- **WHAT THIS TASK INVOLVES**: In the listing that follows, how many lines contain "Clone"? Give the number only.

[Records with interface code]
^^^^

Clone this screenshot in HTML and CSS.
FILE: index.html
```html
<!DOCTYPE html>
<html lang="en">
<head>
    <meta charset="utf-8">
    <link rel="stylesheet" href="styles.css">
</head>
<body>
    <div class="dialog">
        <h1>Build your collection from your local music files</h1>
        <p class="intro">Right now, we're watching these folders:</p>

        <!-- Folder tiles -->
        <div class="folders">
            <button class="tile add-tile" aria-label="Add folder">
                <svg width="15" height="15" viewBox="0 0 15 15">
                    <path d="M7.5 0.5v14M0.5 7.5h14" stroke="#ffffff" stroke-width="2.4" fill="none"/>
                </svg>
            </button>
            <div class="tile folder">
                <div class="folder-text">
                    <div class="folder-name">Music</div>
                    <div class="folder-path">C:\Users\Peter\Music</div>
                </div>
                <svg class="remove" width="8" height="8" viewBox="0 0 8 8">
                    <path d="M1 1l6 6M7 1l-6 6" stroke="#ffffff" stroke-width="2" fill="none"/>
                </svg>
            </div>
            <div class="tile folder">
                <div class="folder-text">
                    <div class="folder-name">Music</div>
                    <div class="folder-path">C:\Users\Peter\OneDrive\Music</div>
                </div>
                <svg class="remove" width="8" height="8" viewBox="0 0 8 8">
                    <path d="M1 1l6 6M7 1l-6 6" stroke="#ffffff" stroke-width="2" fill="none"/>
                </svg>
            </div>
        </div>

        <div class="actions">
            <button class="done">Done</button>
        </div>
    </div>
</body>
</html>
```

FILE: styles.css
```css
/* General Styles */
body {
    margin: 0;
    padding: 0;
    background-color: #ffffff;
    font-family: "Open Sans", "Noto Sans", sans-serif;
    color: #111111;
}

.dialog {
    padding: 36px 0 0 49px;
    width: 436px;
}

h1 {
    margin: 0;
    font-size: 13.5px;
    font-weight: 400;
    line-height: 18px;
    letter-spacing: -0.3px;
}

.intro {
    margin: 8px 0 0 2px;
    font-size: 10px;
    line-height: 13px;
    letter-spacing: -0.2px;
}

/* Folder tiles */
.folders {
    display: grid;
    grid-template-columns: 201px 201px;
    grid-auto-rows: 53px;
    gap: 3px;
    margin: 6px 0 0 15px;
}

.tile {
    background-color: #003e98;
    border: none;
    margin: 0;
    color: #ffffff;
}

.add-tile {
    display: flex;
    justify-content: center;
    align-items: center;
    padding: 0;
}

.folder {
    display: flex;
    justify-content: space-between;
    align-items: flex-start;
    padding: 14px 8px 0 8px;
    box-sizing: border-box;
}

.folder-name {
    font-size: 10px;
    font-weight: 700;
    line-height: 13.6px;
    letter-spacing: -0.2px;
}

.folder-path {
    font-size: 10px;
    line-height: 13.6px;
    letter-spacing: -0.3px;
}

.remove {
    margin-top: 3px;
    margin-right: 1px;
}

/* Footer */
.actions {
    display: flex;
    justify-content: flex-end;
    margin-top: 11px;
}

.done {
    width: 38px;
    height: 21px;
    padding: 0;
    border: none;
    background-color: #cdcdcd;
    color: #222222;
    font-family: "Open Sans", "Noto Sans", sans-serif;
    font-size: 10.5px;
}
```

^^^^

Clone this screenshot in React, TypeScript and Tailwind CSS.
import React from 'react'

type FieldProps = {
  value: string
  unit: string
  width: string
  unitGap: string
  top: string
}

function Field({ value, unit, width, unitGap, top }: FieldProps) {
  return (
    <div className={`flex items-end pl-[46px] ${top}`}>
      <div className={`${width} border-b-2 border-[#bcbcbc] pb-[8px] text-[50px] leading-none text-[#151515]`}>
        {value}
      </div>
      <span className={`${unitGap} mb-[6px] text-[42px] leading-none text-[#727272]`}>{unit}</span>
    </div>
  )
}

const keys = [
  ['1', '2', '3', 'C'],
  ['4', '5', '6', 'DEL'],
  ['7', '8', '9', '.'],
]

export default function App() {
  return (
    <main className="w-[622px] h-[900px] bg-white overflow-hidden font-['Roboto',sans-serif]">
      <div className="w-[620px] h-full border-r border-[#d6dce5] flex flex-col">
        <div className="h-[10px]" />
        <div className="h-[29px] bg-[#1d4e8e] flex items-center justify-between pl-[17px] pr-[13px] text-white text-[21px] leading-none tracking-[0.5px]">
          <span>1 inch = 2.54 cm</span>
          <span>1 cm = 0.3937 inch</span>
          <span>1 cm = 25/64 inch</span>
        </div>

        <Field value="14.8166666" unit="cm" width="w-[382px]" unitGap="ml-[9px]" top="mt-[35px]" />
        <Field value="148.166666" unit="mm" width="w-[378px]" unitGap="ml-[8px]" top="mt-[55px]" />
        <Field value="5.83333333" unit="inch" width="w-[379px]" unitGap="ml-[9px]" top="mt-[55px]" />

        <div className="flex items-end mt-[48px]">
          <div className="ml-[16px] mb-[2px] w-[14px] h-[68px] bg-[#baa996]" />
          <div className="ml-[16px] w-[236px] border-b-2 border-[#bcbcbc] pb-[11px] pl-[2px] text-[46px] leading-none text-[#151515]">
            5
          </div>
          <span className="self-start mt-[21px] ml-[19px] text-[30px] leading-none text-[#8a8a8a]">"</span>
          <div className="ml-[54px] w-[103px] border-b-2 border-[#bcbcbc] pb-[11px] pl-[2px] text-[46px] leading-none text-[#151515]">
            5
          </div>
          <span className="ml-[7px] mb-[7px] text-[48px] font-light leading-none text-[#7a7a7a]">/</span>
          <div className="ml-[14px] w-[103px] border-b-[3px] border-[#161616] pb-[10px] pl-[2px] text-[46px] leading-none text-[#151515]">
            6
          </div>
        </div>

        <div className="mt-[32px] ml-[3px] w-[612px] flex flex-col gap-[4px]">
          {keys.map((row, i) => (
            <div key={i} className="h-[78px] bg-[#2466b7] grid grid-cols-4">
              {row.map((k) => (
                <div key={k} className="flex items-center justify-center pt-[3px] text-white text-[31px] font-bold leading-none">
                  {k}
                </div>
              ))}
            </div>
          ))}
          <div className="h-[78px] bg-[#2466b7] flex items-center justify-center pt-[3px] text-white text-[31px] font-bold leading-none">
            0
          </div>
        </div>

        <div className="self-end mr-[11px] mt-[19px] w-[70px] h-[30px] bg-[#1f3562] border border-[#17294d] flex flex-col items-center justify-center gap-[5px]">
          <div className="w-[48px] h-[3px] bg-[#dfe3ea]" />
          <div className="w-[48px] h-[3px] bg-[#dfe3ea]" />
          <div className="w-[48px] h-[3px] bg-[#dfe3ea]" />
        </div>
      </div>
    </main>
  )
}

^^^^

- **PROBLEM SOLUTION**: 2